The paper tackled the challenge of generalizing predictive models across unseen or sparsely sampled structured biomedical domains, such as molecular scaffolds or protein families, by proposing a regret minimization algorithm that adapts invariant risk minimization to structured environments. The method significantly outperformed previous state-of-the-art baselines in applications like molecular property prediction and protein homology and stability prediction.

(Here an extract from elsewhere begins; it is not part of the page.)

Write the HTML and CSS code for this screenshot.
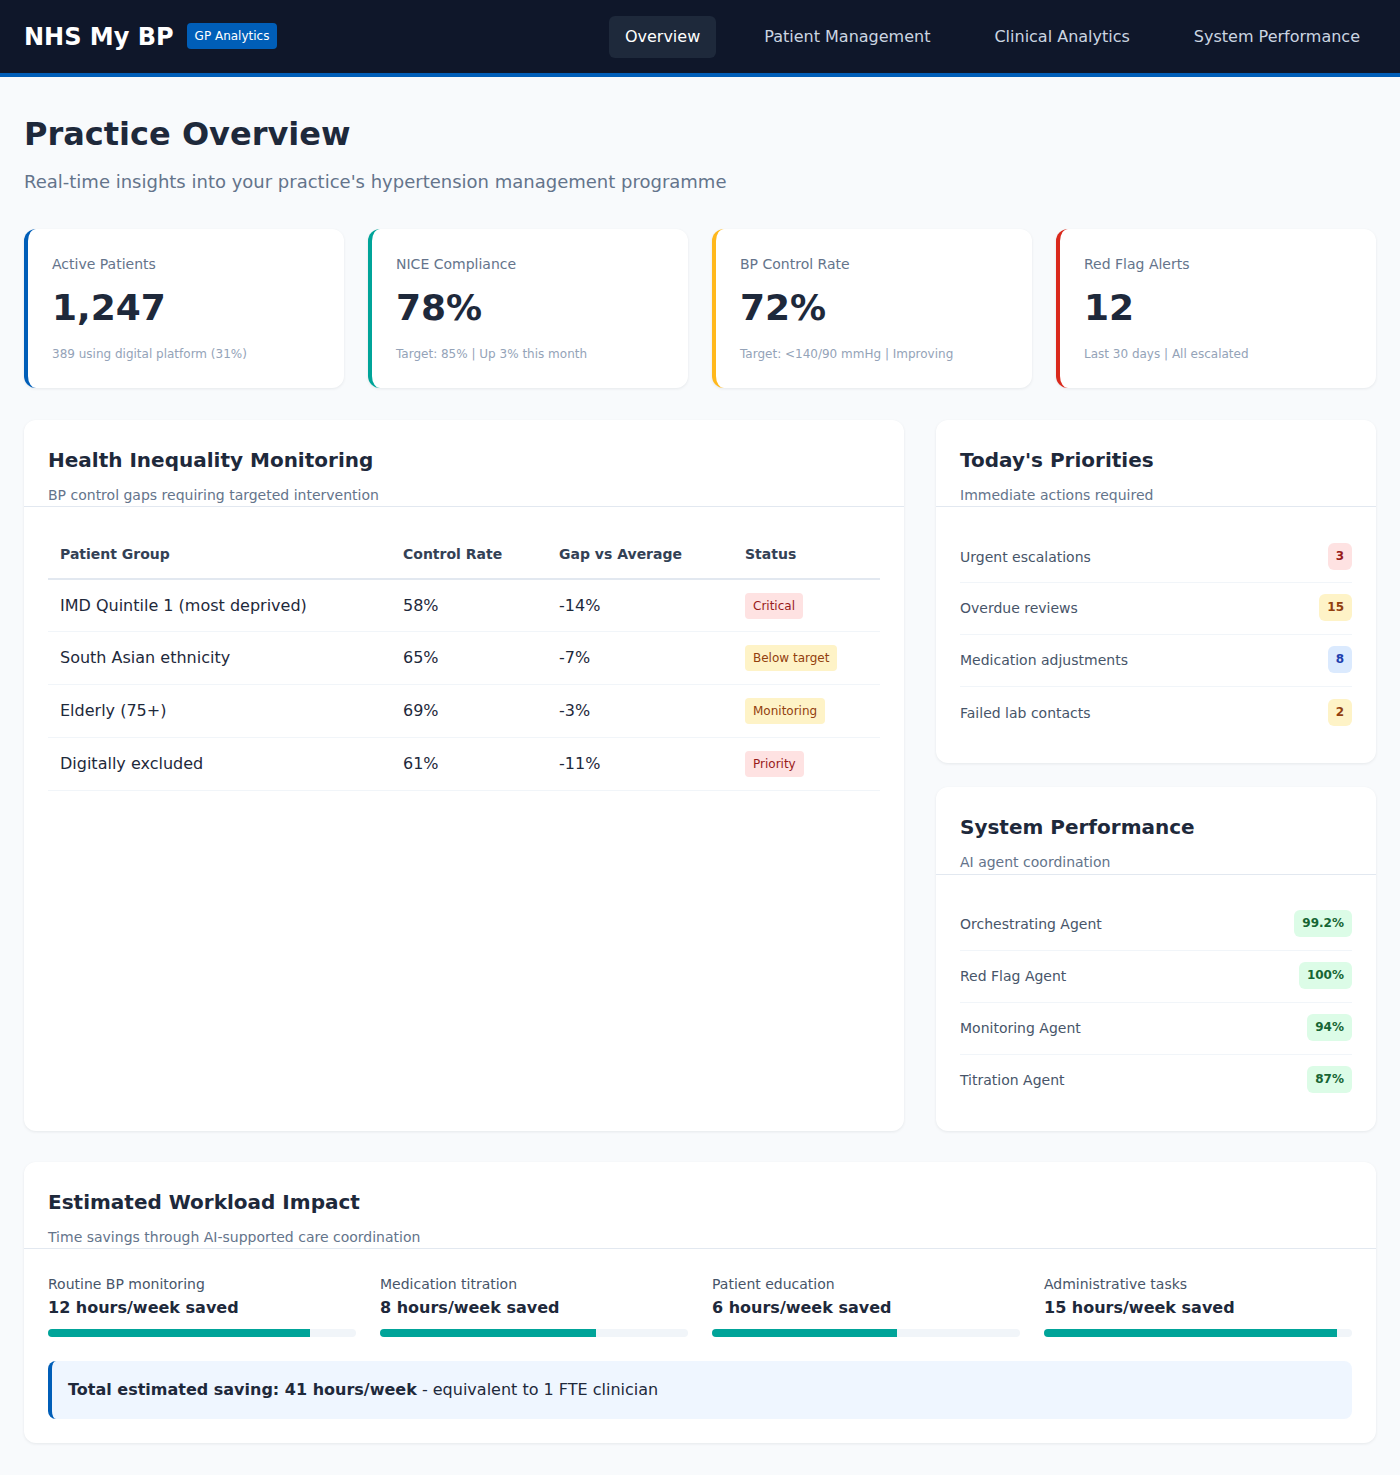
FILE: index.html
```html
<!DOCTYPE html>
<html lang="en">
<head>
<meta charset="utf-8">
<title>NHS My BP - GP Analytics</title>
<link rel="stylesheet" href="styles.css">
</head>
<body>
<header class="topbar">
  <div class="brand">
    <span class="logo">NHS My BP</span>
    <span class="brand-badge">GP Analytics</span>
  </div>
  <nav class="nav">
    <a class="nav-item active">Overview</a>
    <a class="nav-item">Patient Management</a>
    <a class="nav-item">Clinical Analytics</a>
    <a class="nav-item">System Performance</a>
  </nav>
</header>

<main class="main">
  <h1 class="page-title">Practice Overview</h1>
  <p class="page-sub">Real-time insights into your practice's hypertension management programme</p>

  <section class="stats">
    <div class="stat stat-blue">
      <div class="stat-label">Active Patients</div>
      <div class="stat-value">1,247</div>
      <div class="stat-note">389 using digital platform (31%)</div>
    </div>
    <div class="stat stat-teal">
      <div class="stat-label">NICE Compliance</div>
      <div class="stat-value">78%</div>
      <div class="stat-note">Target: 85% | Up 3% this month</div>
    </div>
    <div class="stat stat-yellow">
      <div class="stat-label">BP Control Rate</div>
      <div class="stat-value">72%</div>
      <div class="stat-note">Target: &lt;140/90 mmHg | Improving</div>
    </div>
    <div class="stat stat-red">
      <div class="stat-label">Red Flag Alerts</div>
      <div class="stat-value">12</div>
      <div class="stat-note">Last 30 days | All escalated</div>
    </div>
  </section>

  <section class="grid">
    <div class="card card-tall">
      <div class="card-head">
        <h2 class="card-title">Health Inequality Monitoring</h2>
        <p class="card-sub">BP control gaps requiring targeted intervention</p>
      </div>
      <div class="card-body">
        <table class="table">
          <thead>
            <tr>
              <th class="c1">Patient Group</th>
              <th class="c2">Control Rate</th>
              <th class="c3">Gap vs Average</th>
              <th class="c4">Status</th>
            </tr>
          </thead>
          <tbody>
            <tr>
              <td>IMD Quintile 1 (most deprived)</td>
              <td>58%</td>
              <td>-14%</td>
              <td><span class="tag tag-red">Critical</span></td>
            </tr>
            <tr>
              <td>South Asian ethnicity</td>
              <td>65%</td>
              <td>-7%</td>
              <td><span class="tag tag-yellow">Below target</span></td>
            </tr>
            <tr>
              <td>Elderly (75+)</td>
              <td>69%</td>
              <td>-3%</td>
              <td><span class="tag tag-yellow">Monitoring</span></td>
            </tr>
            <tr>
              <td>Digitally excluded</td>
              <td>61%</td>
              <td>-11%</td>
              <td><span class="tag tag-red">Priority</span></td>
            </tr>
          </tbody>
        </table>
      </div>
    </div>

    <div class="card">
      <div class="card-head">
        <h2 class="card-title">Today's Priorities</h2>
        <p class="card-sub">Immediate actions required</p>
      </div>
      <div class="card-body">
        <ul class="list">
          <li class="list-item"><span>Urgent escalations</span><span class="count count-red">3</span></li>
          <li class="list-item"><span>Overdue reviews</span><span class="count count-yellow">15</span></li>
          <li class="list-item"><span>Medication adjustments</span><span class="count count-blue">8</span></li>
          <li class="list-item"><span>Failed lab contacts</span><span class="count count-yellow">2</span></li>
        </ul>
      </div>
    </div>

    <div class="card">
      <div class="card-head">
        <h2 class="card-title">System Performance</h2>
        <p class="card-sub">AI agent coordination</p>
      </div>
      <div class="card-body">
        <ul class="list">
          <li class="list-item"><span>Orchestrating Agent</span><span class="count count-green">99.2%</span></li>
          <li class="list-item"><span>Red Flag Agent</span><span class="count count-green">100%</span></li>
          <li class="list-item"><span>Monitoring Agent</span><span class="count count-green">94%</span></li>
          <li class="list-item"><span>Titration Agent</span><span class="count count-green">87%</span></li>
        </ul>
      </div>
    </div>
  </section>

  <section class="card workload">
    <div class="card-head">
      <h2 class="card-title">Estimated Workload Impact</h2>
      <p class="card-sub">Time savings through AI-supported care coordination</p>
    </div>
    <div class="card-body">
      <div class="savings">
        <div class="saving">
          <div class="saving-label">Routine BP monitoring</div>
          <div class="saving-value">12 hours/week saved</div>
          <div class="bar"><div class="bar-fill" style="width:85%"></div></div>
        </div>
        <div class="saving">
          <div class="saving-label">Medication titration</div>
          <div class="saving-value">8 hours/week saved</div>
          <div class="bar"><div class="bar-fill" style="width:70%"></div></div>
        </div>
        <div class="saving">
          <div class="saving-label">Patient education</div>
          <div class="saving-value">6 hours/week saved</div>
          <div class="bar"><div class="bar-fill" style="width:60%"></div></div>
        </div>
        <div class="saving">
          <div class="saving-label">Administrative tasks</div>
          <div class="saving-value">15 hours/week saved</div>
          <div class="bar"><div class="bar-fill" style="width:95%"></div></div>
        </div>
      </div>
      <div class="total">
        <strong>Total estimated saving: 41 hours/week</strong> - equivalent to 1 FTE clinician
      </div>
    </div>
  </section>
</main>
</body>
</html>
```

FILE: styles.css
```css
* {
  box-sizing: border-box;
}

html, body {
  margin: 0;
  padding: 0;
}

body {
  font-family: "DejaVu Sans", "Liberation Sans", sans-serif;
  background: #f8fafc;
  color: #1e293b;
  line-height: 1.6;
}

/* Header */
.topbar {
  display: flex;
  align-items: center;
  justify-content: space-between;
  height: 77px;
  padding: 0 24px;
  background: #0f172a;
  border-bottom: 4px solid #005eb8;
}

.brand {
  display: flex;
  align-items: center;
  gap: 13px;
}

.logo {
  color: #ffffff;
  font-size: 24px;
  font-weight: bold;
  line-height: 1.2;
  margin-top: 2px;
}

.brand-badge {
  background: #005eb8;
  color: #ffffff;
  font-size: 12px;
  line-height: 18px;
  padding: 4px 8px;
  border-radius: 4px;
}

.nav {
  display: flex;
  gap: 32px;
}

.nav-item {
  color: #cbd5e1;
  font-size: 16px;
  line-height: 22px;
  padding: 10px 16px;
  border-radius: 6px;
}

.nav-item.active {
  background: #1e293b;
  color: #ffffff;
}

/* Main */
.main {
  padding: 33px 24px 24px;
}

.page-title {
  margin: 0;
  font-size: 32px;
  font-weight: bold;
  line-height: 1.5;
  color: #1e293b;
}

.page-sub {
  margin: 10px 0 0;
  font-size: 18px;
  color: #64748b;
}

/* Stats */
.stats {
  display: grid;
  grid-template-columns: repeat(4, 1fr);
  gap: 24px;
  margin-top: 32px;
}

.stat {
  background: #ffffff;
  border-radius: 12px;
  border-left: 4px solid #005eb8;
  box-shadow: 0 1px 3px rgba(15, 23, 42, 0.08);
  padding: 24px;
  height: 159px;
}

.stat-blue { border-left-color: #005eb8; }
.stat-teal { border-left-color: #00a499; }
.stat-yellow { border-left-color: #ffb81c; }
.stat-red { border-left-color: #da291c; }

.stat-label {
  font-size: 14px;
  color: #64748b;
}

.stat-value {
  font-size: 36px;
  font-weight: bold;
  line-height: 43px;
  margin: 11px 0 16px;
  color: #1e293b;
}

.stat-note {
  font-size: 12px;
  color: #94a3b8;
}

/* Grid */
.grid {
  display: grid;
  grid-template-columns: 1fr 440px;
  grid-template-rows: auto auto;
  column-gap: 32px;
  row-gap: 24px;
  margin-top: 32px;
}

.card {
  background: #ffffff;
  border-radius: 12px;
  box-shadow: 0 1px 3px rgba(15, 23, 42, 0.08);
}

.card-tall {
  grid-row: 1 / span 2;
}

.card-head {
  padding: 24px 24px 0;
  border-bottom: 1px solid #e2e8f0;
}

.card-title {
  margin: 0;
  font-size: 20px;
  font-weight: bold;
  line-height: 32px;
  color: #1e293b;
}

.card-sub {
  margin: 8px 0 0;
  font-size: 14px;
  color: #64748b;
}

.card-body {
  padding: 24px;
}

/* Table */
.table {
  width: 100%;
  border-collapse: collapse;
  table-layout: fixed;
}

.table th {
  text-align: left;
  font-size: 14px;
  font-weight: bold;
  color: #334155;
  padding: 12px;
  border-bottom: 2px solid #e2e8f0;
}

.table th.c1 { width: 343px; }
.table th.c2 { width: 156px; }
.table th.c3 { width: 186px; }

.table td {
  font-size: 16px;
  color: #1e293b;
  padding: 12px;
  height: 53px;
  border-bottom: 1px solid #f1f5f9;
  vertical-align: middle;
}

.tag {
  display: inline-block;
  font-size: 12px;
  line-height: 18px;
  padding: 4px 8px;
  border-radius: 4px;
  vertical-align: middle;
}

.tag-red {
  background: #fee2e2;
  color: #991b1b;
}

.tag-yellow {
  background: #fef3c7;
  color: #92400e;
}

/* Lists */
.list {
  list-style: none;
  margin: 0;
  padding: 0;
}

.list-item {
  display: flex;
  align-items: center;
  justify-content: space-between;
  height: 52px;
  font-size: 14px;
  color: #475569;
  border-bottom: 1px solid #f1f5f9;
}

.list-item:first-child {
  padding-top: 1px;
}

.list-item:last-child {
  border-bottom: none;
}

.count {
  font-size: 12px;
  font-weight: bold;
  line-height: 19px;
  padding: 4px 8px;
  border-radius: 6px;
  margin-top: -2px;
}

.count-red { background: #fee2e2; color: #991b1b; }
.count-yellow { background: #fef3c7; color: #92400e; }
.count-blue { background: #dbeafe; color: #1e40af; }
.count-green { background: #dcfce7; color: #166534; }

/* Workload */
.workload {
  margin-top: 31px;
}

.savings {
  display: grid;
  grid-template-columns: repeat(4, 1fr);
  gap: 24px;
}

.saving-label {
  font-size: 14px;
  color: #475569;
}

.saving-value {
  font-size: 16px;
  font-weight: bold;
  color: #1e293b;
}

.bar {
  height: 8px;
  margin-top: 8px;
  background: #f1f5f9;
  border-radius: 4px;
  overflow: hidden;
}

.bar-fill {
  height: 100%;
  background: #00a499;
}

.total {
  margin-top: 24px;
  padding: 16px;
  background: #eff6ff;
  border-left: 4px solid #005eb8;
  border-radius: 8px;
  font-size: 16px;
  color: #1e293b;
}

.total strong {
  font-weight: bold;
}
```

Many biochemical applications such as molecular property prediction require models to generalize beyond their training domains (environments). Moreover, natural environments in these tasks are structured, defined by complex descriptors such as molecular scaffolds or protein families. Therefore, most environments are either never seen during training, or contain only a single training example. To address these challenges, we propose a new regret minimization (RGM) algorithm and its extension for structured environments. RGM builds from invariant risk minimization (IRM) by recasting simultaneous optimality condition in terms of predictive regret, finding a representation that enables the predictor to compete against an oracle with hindsight access to held-out environments. The structured extension adaptively highlights variation due to complex environments via specialized domain perturbations. We evaluate our method on multiple applications: molecular property prediction, protein homology and stability prediction and show that RGM significantly outperforms previous state-of-the-art baselines.